- _Required task_:
Return the whole listing, line for line, without the pictures in it.

>>>>>

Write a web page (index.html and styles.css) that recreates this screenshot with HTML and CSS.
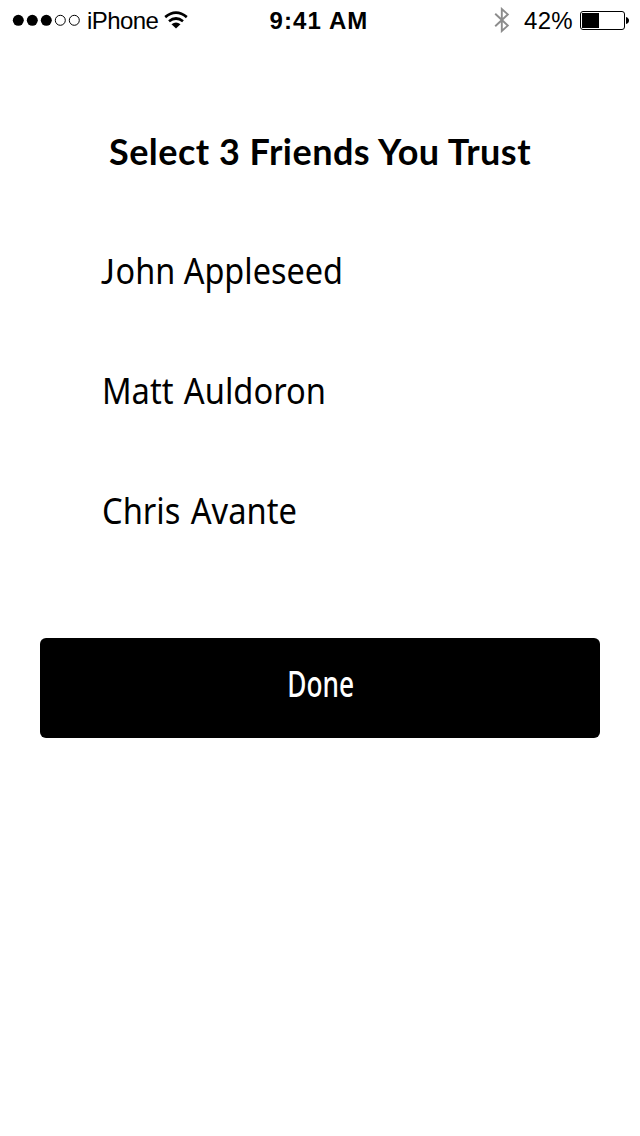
FILE: index.html
```html
<!DOCTYPE html>
<html lang="en">
<head>
<meta charset="utf-8">
<title>Select Friends</title>
<link rel="stylesheet" href="styles.css">
</head>
<body>
<header class="status">
  <div class="status-left">
    <svg class="signal" width="68" height="12" viewBox="0 0 68 12"><circle cx="6.3" cy="6.3" r="5.5"/><circle cx="20.3" cy="6.3" r="5.5"/><circle cx="34.3" cy="6.3" r="5.5"/><g fill="none" stroke="#000"><circle cx="48.3" cy="6.3" r="5"/><circle cx="62.3" cy="6.3" r="5"/></g></svg>
    <span class="carrier">iPhone</span>
    <svg class="wifi" width="24" height="18" viewBox="0 0 24 18"><g fill="none" stroke="#000" stroke-width="2.7"><path d="M1.2 6.1Q12 -2.7 22.8 6.1"/><path d="M5 10.3Q12 4.7 19 10.3"/></g><path d="M7.5 13.2Q12 9.6 16.5 13.2L12 17.6Z"/></svg>
  </div>
  <span class="time">9:41 AM</span>
  <div class="status-right">
    <svg class="bluetooth" width="16" height="26" viewBox="0 0 16 26"><path d="M1.2 6.7L13.8 18.6L7.8 24V2L13.8 7.4L1.2 19.3" fill="none" stroke="#8c8c8c" stroke-width="1.9"/></svg>
    <span class="percent">42%</span>
    <svg class="battery" width="49" height="20" viewBox="0 0 49 20"><rect x=".5" y=".5" width="44" height="18" rx="2.5" fill="none" stroke="#000"/><rect x="2" y="2" width="17" height="15"/><path d="M46 6Q49 7 49 9.5T46 13Z"/></svg>
  </div>
</header>
<main class="content">
  <h1 class="title">Select 3 Friends You Trust</h1>
  <ul class="friends">
    <li class="friend"><span class="name name-long"><span class="initial">J</span>ohn Appleseed</span></li>
    <li class="friend"><span class="name">Matt Auldoron</span></li>
    <li class="friend"><span class="name">Chris Avante</span></li>
  </ul>
  <button class="done"><span class="done-text">Done</span></button>
</main>
</body>
</html>
```

FILE: styles.css
```css
* { box-sizing: border-box; }
body { margin: 0; background: #fff; color: #000; font-family: "Noto Sans", sans-serif; }
svg { display: block; flex: none; }
.status { height: 40px; display: grid; grid-template-columns: 1fr auto 1fr; align-items: center; font: 24px/38px "Liberation Sans", Arial, sans-serif; white-space: nowrap; }
.status-left { display: flex; align-items: center; padding-left: 12px; }
.carrier { flex: none; padding-top: 2px; margin-left: 7px; letter-spacing: -.6px; width: 72px; }
.wifi { margin-left: 5px; }
.time { padding-top: 2px; font-weight: bold; letter-spacing: 1.1px; position: relative; left: -1px; }
.status-right { display: flex; align-items: center; justify-content: flex-end; padding-right: 11px; }
.percent { padding-top: 2px; margin: 0 7px 0 14px; letter-spacing: .3px; }
.battery { margin-top: 2px; }
.content { padding: 81px 40px 0; }
.title { margin: 0; height: 60px; font: bold 36px/60px Lato, sans-serif; letter-spacing: .48px; text-align: center; white-space: nowrap; }
.friends { list-style: none; margin: 29px 0 0; padding: 0 0 0 62px; }
.friend { height: 120px; font-size: 35.5px; line-height: 120px; white-space: nowrap; }
.name { display: inline-block; transform: scaleX(.92); transform-origin: left; word-spacing: 2px; }
.name-long { transform: translateX(-1px) scaleX(.913); word-spacing: 0; }
.initial { font-family: Lato, sans-serif; letter-spacing: 1px; }
.done { display: flex; align-items: center; justify-content: center; width: 560px; height: 100px; margin-top: 68px; padding: 0 0 10px; border: 0; border-radius: 6px; background: #000; color: #fff; font: 550 35.5px/60px "Noto Sans", sans-serif; }
.done-text { transform: translateX(.5px) scaleX(.74); }
```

<<<<<

- _Solution to the exercise_:
Write a web page (index.html and styles.css) that recreates this screenshot with HTML and CSS.
FILE: index.html
```html
<!DOCTYPE html>
<html lang="en">
<head>
<meta charset="utf-8">
<title>Select Friends</title>
<link rel="stylesheet" href="styles.css">
</head>
<body>
<header class="status">
  <div class="status-left">
    <svg class="signal" width="68" height="12" viewBox="0 0 68 12"><circle cx="6.3" cy="6.3" r="5.5"/><circle cx="20.3" cy="6.3" r="5.5"/><circle cx="34.3" cy="6.3" r="5.5"/><g fill="none" stroke="#000"><circle cx="48.3" cy="6.3" r="5"/><circle cx="62.3" cy="6.3" r="5"/></g></svg>
    <span class="carrier">iPhone</span>
    <svg class="wifi" width="24" height="18" viewBox="0 0 24 18"><g fill="none" stroke="#000" stroke-width="2.7"><path d="M1.2 6.1Q12 -2.7 22.8 6.1"/><path d="M5 10.3Q12 4.7 19 10.3"/></g><path d="M7.5 13.2Q12 9.6 16.5 13.2L12 17.6Z"/></svg>
  </div>
  <span class="time">9:41 AM</span>
  <div class="status-right">
    <svg class="bluetooth" width="16" height="26" viewBox="0 0 16 26"><path d="M1.2 6.7L13.8 18.6L7.8 24V2L13.8 7.4L1.2 19.3" fill="none" stroke="#8c8c8c" stroke-width="1.9"/></svg>
    <span class="percent">42%</span>
    <svg class="battery" width="49" height="20" viewBox="0 0 49 20"><rect x=".5" y=".5" width="44" height="18" rx="2.5" fill="none" stroke="#000"/><rect x="2" y="2" width="17" height="15"/><path d="M46 6Q49 7 49 9.5T46 13Z"/></svg>
  </div>
</header>
<main class="content">
  <h1 class="title">Select 3 Friends You Trust</h1>
  <ul class="friends">
    <li class="friend"><span class="name name-long"><span class="initial">J</span>ohn Appleseed</span></li>
    <li class="friend"><span class="name">Matt Auldoron</span></li>
    <li class="friend"><span class="name">Chris Avante</span></li>
  </ul>
  <button class="done"><span class="done-text">Done</span></button>
</main>
</body>
</html>
```

FILE: styles.css
```css
* { box-sizing: border-box; }
body { margin: 0; background: #fff; color: #000; font-family: "Noto Sans", sans-serif; }
svg { display: block; flex: none; }
.status { height: 40px; display: grid; grid-template-columns: 1fr auto 1fr; align-items: center; font: 24px/38px "Liberation Sans", Arial, sans-serif; white-space: nowrap; }
.status-left { display: flex; align-items: center; padding-left: 12px; }
.carrier { flex: none; padding-top: 2px; margin-left: 7px; letter-spacing: -.6px; width: 72px; }
.wifi { margin-left: 5px; }
.time { padding-top: 2px; font-weight: bold; letter-spacing: 1.1px; position: relative; left: -1px; }
.status-right { display: flex; align-items: center; justify-content: flex-end; padding-right: 11px; }
.percent { padding-top: 2px; margin: 0 7px 0 14px; letter-spacing: .3px; }
.battery { margin-top: 2px; }
.content { padding: 81px 40px 0; }
.title { margin: 0; height: 60px; font: bold 36px/60px Lato, sans-serif; letter-spacing: .48px; text-align: center; white-space: nowrap; }
.friends { list-style: none; margin: 29px 0 0; padding: 0 0 0 62px; }
.friend { height: 120px; font-size: 35.5px; line-height: 120px; white-space: nowrap; }
.name { display: inline-block; transform: scaleX(.92); transform-origin: left; word-spacing: 2px; }
.name-long { transform: translateX(-1px) scaleX(.913); word-spacing: 0; }
.initial { font-family: Lato, sans-serif; letter-spacing: 1px; }
.done { display: flex; align-items: center; justify-content: center; width: 560px; height: 100px; margin-top: 68px; padding: 0 0 10px; border: 0; border-radius: 6px; background: #000; color: #fff; font: 550 35.5px/60px "Noto Sans", sans-serif; }
.done-text { transform: translateX(.5px) scaleX(.74); }
```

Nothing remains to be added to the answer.